A conic section can be viewed as the preimage of a circle in two dimensional projective-space.
Take a polynomial $p(x, y)$ in $\mathbb{R}[x, y]$, of degree $2$. Write $p(x, y) = ax^2 + bxy + cy^2 + d x + ey + f$. The embedding of varieties $f: \mathbb{R}^2 \hookrightarrow \mathbb{RP}^3$ sending $(x, y)$ to $[(x, y, 1)]$ has $f^{-1} (V(Q)) = V(p)$, where $Q (x, y, z) \in \mathbb{R}^3[x, y, z]$ is the degree $3$ polynomial which is the `homogenization' of $p$, $ax^2 + bxy + cy^2 + dxz + eyz + fz^2$. $Q$ is a quadratic form, so there is a symmetric linear map $A : \mathbb{R}^3 \rightarrow \mathbb{R}^3$ such that $Q(v) = v^* Av$ for $v \in \mathbb{R}^3$. By a general formula, we have $$ A = \left[ \begin{matrix}a & b/2 & c/2 \\ b/2 & c & e/2 \\ c/2 & e/2 & f \end{matrix} \right]$$
We would like to switch $Q$ for $Q \circ \Phi$ where $\Phi$ is an isomorphism chosen so that $Q \circ \Phi$ has a nice form. This swaps $\Phi^* A \Phi$ for $A$.
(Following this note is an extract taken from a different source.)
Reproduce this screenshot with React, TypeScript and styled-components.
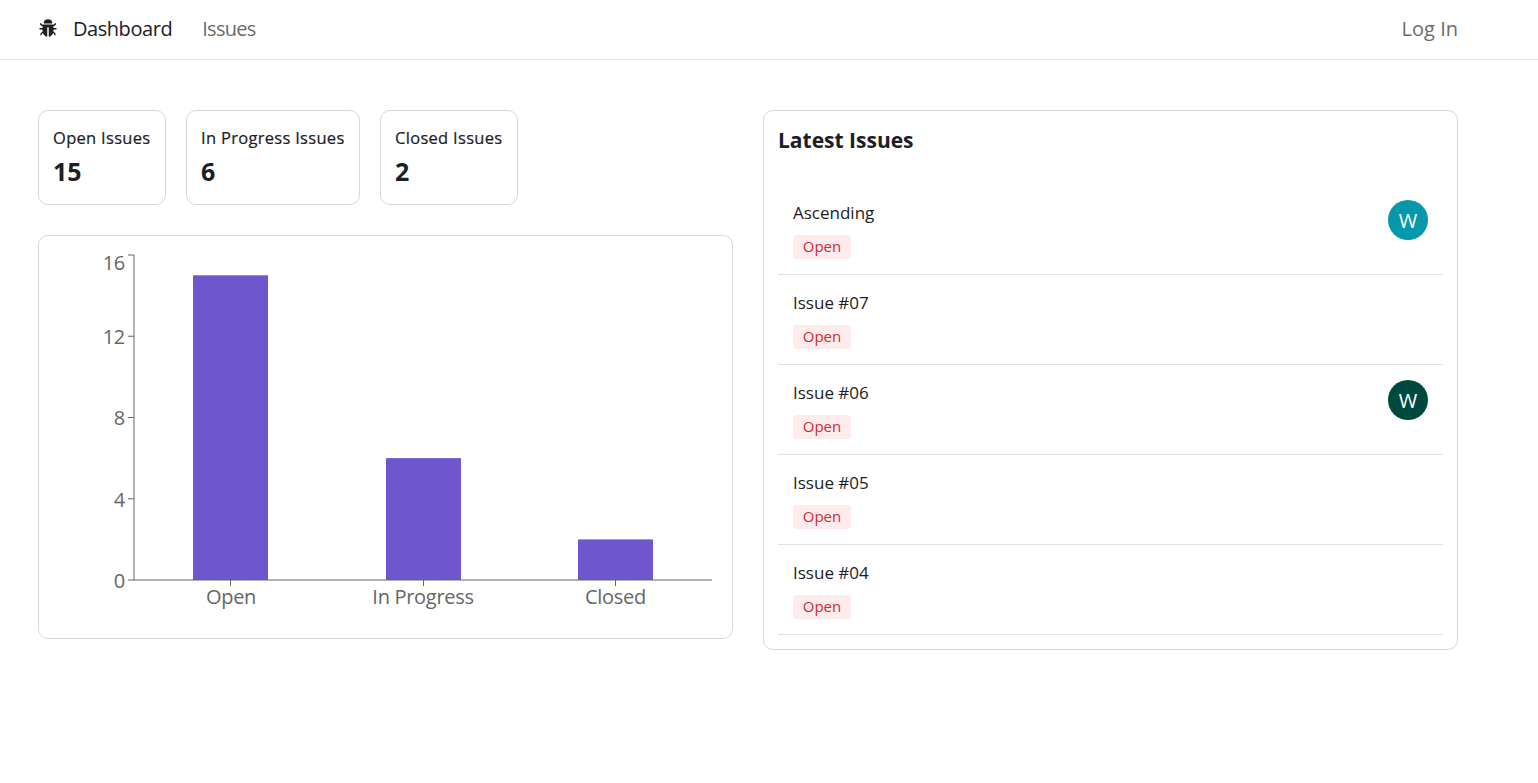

Using only orthogonal matrices $\Phi$, we can put $A$ in the form $$\left[ \begin{matrix}r & 0 & 0 \\ 0 & s & 0 \\ 0 & 0 & t \end{matrix} \right] $$
Then, using certain diagonal matrices, we can make $A$ into a diagonal matrix with only $0$, $1$, and $-1$ in the collumns, all of which give quadratic forms whose zero-sets are simple to visualize. See Sylvester's Law of Inertia for more on this point. Note that, over $\mathbb{C}$, we could get a diagonal matrix with only $0$'s and $1$'s in the diagonal.
Question: What is an interpretation of the following invariants of conic sections under this point of view?
1) The vertex of the conic section.
2) The foci of the conic section.
3) The directrix of the conic section.
To be clear, I am asking what the vertex of the conic section corresponds to in projective space as an invariant of a projective circle, and the same for (2) and (3).